Certaines enseignes vont même beaucoup plus loin. En 2011, Patagonia a mené une campagne de publicité incitant ses clients à ne pas acheter ses produits. Le message est surprenant mais cohérent venant d’une marque de vêtements de randonnée connue pour son engagement éthique ainsi que pour son service de réparation et de recyclage. De façon beaucoup plus inattendue, l’un des dirigeants d’Ikea a récemment exprimé des doutes quant à la nécessité pour le géant du meuble en kit de vendre toujours plus d’articles d’ameublement. Mi-janvier, Steve Howard, le responsable du développement durable de l’enseigne suédoise, a affirmé lors d’un débat organisé par le Guardian que le marché des rideaux avait certainement atteint un point de saturation en Occident. « Ikea va se tourner de plus en plus vers l’économie circulaire, a affirmé Howard. Vous pourrez y construire et réparer des produits. »

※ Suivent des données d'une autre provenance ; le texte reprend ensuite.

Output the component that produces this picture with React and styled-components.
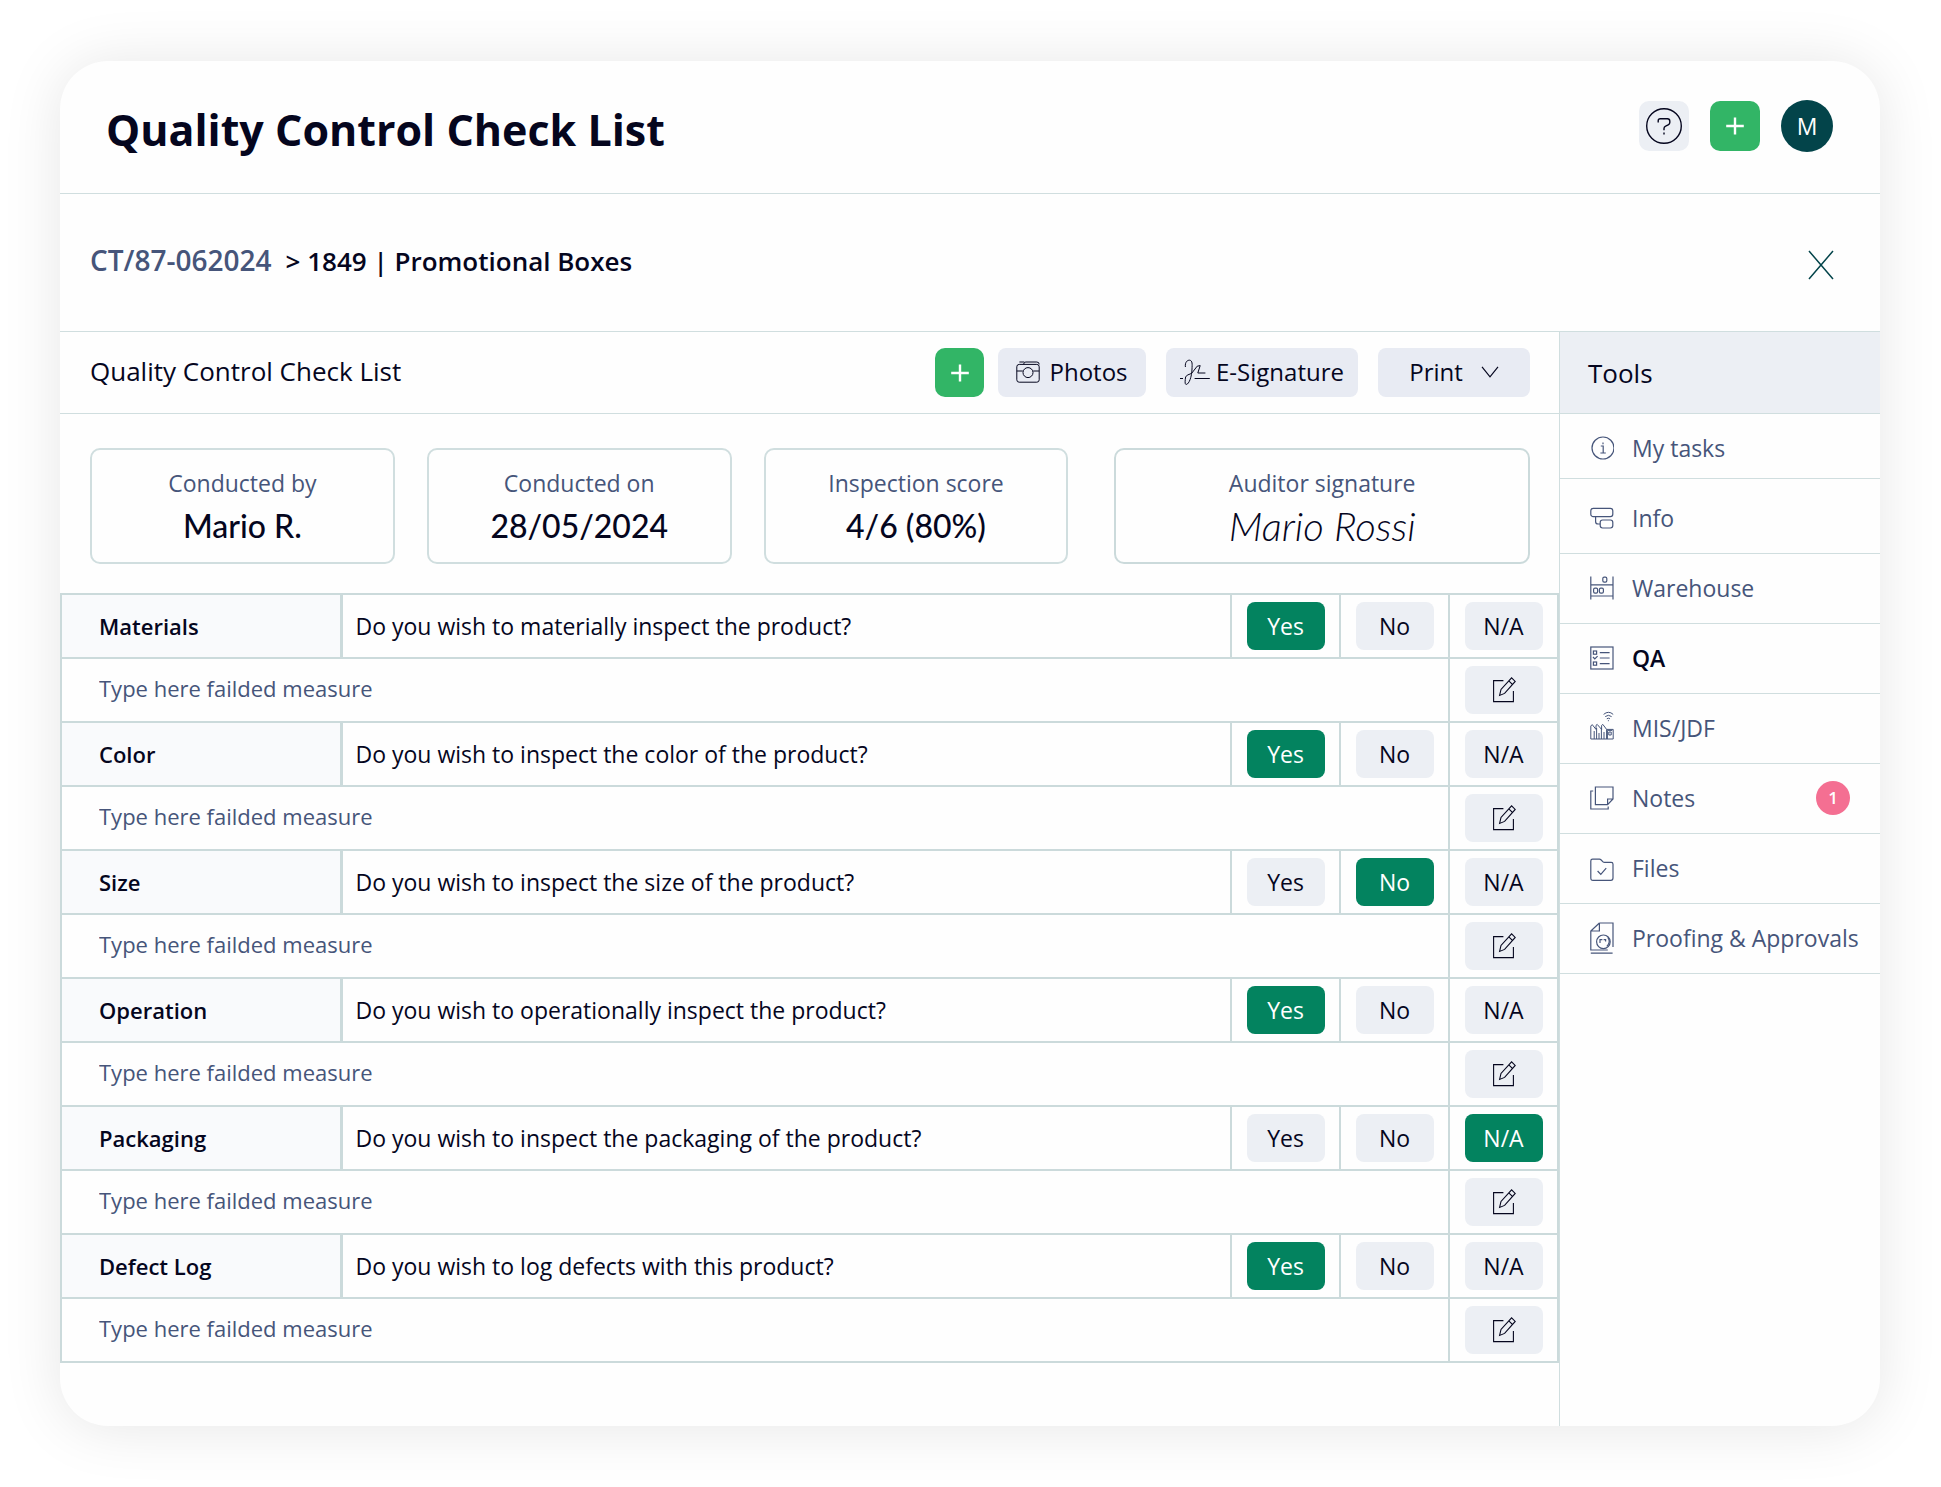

Les propos de Steve Howard ont rapidement fait le tour de la Toile, comme si ce dirigeant d’Ikea avait tiré contre son camp. En réalité, l’enseigne ne fait que s’adapter aux demandes des consommateurs. Pour autant, serons-nous tous minimalistes demain ? Pas sûr mais, aux Etats-Unis et en Europe, le mouvement prend incontestablement de l’ampleur. La preuve ? La popularité croissante des tiny houses, des maisons de moins de 37 m2. Ces micro-maisons sont très populaires auprès des Américains, en particulier depuis la crise de 2008, et cette tendance est en train de gagner l’Europe. Pascal Cornu s’est lancé il y a quelques mois dans la fabrication de micro-maisons mobiles à Fribourg. En trois mois, il a reçu une trentaine de commandes. Ces habitations, d’une surface de 15 m2 au sol, sont équipées de manière minimale. « Mais les gens préfèrent posséder un tout petit logement et vivre près de la nature plutôt que de devoir payer un loyer exorbitant », explique M. Cornu. Henry David Thoreau, l’essayiste américain du XIXe siècle et auteur de Walden ou la vie dans les bois, n’aurait pas dit mieux.